>> Start

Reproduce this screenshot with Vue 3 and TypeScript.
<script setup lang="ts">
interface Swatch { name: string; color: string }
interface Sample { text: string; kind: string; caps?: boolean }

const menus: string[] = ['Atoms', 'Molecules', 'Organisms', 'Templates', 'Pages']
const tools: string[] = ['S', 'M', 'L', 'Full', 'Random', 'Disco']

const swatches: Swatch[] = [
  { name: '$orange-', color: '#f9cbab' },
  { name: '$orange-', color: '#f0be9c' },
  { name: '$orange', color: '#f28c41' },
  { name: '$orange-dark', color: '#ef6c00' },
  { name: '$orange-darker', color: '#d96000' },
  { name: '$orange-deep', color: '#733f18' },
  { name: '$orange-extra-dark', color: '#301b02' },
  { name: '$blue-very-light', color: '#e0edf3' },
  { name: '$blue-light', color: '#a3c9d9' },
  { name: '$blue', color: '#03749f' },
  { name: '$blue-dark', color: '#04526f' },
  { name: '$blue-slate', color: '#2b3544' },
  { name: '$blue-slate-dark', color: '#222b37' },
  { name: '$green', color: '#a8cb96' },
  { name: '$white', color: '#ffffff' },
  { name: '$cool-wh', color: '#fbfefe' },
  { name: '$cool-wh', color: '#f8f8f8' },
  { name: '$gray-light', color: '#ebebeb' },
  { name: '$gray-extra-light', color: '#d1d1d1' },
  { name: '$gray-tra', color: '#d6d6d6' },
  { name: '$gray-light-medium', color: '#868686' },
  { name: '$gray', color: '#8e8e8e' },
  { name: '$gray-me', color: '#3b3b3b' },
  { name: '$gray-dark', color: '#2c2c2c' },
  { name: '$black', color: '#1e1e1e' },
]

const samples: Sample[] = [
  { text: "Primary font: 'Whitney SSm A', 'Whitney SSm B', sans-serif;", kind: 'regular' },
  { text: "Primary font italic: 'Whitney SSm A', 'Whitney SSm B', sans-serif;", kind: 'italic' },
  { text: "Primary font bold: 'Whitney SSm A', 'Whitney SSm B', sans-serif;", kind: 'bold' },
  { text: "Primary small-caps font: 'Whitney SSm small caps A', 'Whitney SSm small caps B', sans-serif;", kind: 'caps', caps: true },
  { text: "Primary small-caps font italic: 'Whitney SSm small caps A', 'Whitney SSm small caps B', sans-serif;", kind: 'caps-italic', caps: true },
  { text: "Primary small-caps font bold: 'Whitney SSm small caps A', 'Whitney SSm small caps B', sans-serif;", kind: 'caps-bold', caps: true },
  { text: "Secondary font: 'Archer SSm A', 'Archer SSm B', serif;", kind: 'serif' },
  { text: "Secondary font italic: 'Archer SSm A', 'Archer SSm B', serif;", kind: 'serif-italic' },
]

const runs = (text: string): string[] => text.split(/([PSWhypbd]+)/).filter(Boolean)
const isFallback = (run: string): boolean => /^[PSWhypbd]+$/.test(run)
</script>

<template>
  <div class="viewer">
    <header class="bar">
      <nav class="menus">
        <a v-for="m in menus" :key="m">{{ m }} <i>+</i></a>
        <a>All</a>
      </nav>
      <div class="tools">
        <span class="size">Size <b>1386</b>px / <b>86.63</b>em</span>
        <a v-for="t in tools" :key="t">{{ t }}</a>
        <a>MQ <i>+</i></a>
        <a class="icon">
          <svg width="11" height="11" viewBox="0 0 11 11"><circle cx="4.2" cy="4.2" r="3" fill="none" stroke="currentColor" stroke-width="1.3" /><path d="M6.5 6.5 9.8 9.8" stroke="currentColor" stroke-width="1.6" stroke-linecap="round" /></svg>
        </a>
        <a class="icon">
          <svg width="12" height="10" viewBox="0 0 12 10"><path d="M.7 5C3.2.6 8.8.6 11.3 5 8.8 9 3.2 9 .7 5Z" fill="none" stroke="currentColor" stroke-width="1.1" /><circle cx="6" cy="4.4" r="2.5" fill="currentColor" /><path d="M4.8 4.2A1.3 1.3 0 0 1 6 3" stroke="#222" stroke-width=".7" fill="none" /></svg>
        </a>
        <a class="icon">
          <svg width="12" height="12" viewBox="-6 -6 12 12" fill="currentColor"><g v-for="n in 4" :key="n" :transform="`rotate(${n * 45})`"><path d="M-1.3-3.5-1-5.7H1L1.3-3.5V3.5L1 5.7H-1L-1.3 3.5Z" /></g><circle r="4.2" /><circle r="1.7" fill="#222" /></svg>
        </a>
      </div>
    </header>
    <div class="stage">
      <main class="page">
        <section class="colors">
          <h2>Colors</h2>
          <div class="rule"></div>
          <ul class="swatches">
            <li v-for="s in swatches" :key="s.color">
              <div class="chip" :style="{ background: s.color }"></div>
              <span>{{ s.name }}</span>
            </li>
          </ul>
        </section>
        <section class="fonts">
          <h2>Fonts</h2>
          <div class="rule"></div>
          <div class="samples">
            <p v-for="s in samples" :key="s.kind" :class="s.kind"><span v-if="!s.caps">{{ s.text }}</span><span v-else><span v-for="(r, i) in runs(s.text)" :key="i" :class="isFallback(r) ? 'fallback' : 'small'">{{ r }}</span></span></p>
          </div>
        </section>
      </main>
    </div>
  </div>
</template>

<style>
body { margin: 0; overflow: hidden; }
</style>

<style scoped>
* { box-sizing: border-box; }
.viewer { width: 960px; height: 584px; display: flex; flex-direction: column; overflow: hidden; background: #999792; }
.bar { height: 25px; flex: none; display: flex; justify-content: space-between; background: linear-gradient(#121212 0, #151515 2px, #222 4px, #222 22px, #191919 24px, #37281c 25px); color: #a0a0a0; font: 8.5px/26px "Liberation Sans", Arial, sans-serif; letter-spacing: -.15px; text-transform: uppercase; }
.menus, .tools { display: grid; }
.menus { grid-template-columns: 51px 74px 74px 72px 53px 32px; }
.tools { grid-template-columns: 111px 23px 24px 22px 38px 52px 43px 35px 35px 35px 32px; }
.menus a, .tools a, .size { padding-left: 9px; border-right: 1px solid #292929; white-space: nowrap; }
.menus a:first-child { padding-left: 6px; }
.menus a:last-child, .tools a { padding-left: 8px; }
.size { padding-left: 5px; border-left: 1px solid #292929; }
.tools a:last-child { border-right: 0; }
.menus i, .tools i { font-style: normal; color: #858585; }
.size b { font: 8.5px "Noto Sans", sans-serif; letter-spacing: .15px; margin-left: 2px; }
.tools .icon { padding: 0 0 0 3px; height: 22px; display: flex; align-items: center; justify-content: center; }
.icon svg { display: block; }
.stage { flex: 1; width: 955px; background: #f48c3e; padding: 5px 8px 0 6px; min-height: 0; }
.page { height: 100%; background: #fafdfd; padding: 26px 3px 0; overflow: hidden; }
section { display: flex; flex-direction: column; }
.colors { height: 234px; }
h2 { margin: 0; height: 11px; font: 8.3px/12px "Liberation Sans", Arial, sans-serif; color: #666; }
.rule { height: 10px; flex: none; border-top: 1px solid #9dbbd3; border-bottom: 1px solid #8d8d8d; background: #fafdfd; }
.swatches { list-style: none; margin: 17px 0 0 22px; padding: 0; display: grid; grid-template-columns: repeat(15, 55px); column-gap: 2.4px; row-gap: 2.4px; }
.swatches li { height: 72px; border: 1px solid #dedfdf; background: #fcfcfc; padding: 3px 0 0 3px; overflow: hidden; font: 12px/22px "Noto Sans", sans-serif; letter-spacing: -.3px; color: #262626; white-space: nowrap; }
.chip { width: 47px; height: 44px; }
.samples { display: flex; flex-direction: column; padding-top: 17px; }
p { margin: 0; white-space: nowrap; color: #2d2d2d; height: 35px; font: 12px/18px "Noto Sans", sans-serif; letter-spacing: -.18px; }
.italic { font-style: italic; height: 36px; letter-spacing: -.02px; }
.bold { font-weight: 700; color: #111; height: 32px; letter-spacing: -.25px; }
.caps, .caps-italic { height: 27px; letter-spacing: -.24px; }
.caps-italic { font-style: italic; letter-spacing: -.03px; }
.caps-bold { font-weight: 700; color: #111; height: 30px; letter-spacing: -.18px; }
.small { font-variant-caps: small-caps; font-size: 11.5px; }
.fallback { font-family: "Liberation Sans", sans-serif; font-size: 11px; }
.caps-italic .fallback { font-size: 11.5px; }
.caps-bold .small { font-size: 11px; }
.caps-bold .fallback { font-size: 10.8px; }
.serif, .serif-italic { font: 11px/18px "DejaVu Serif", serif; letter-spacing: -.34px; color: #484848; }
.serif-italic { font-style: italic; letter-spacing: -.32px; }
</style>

>> End

## To do
Your answer should be exactly the lines of the data above, from the first through the line containing "const tools: string[]".

## Task output
Reproduce this screenshot with Vue 3 and TypeScript.
<script setup lang="ts">
interface Swatch { name: string; color: string }
interface Sample { text: string; kind: string; caps?: boolean }

const menus: string[] = ['Atoms', 'Molecules', 'Organisms', 'Templates', 'Pages']
const tools: string[] = ['S', 'M', 'L', 'Full', 'Random', 'Disco']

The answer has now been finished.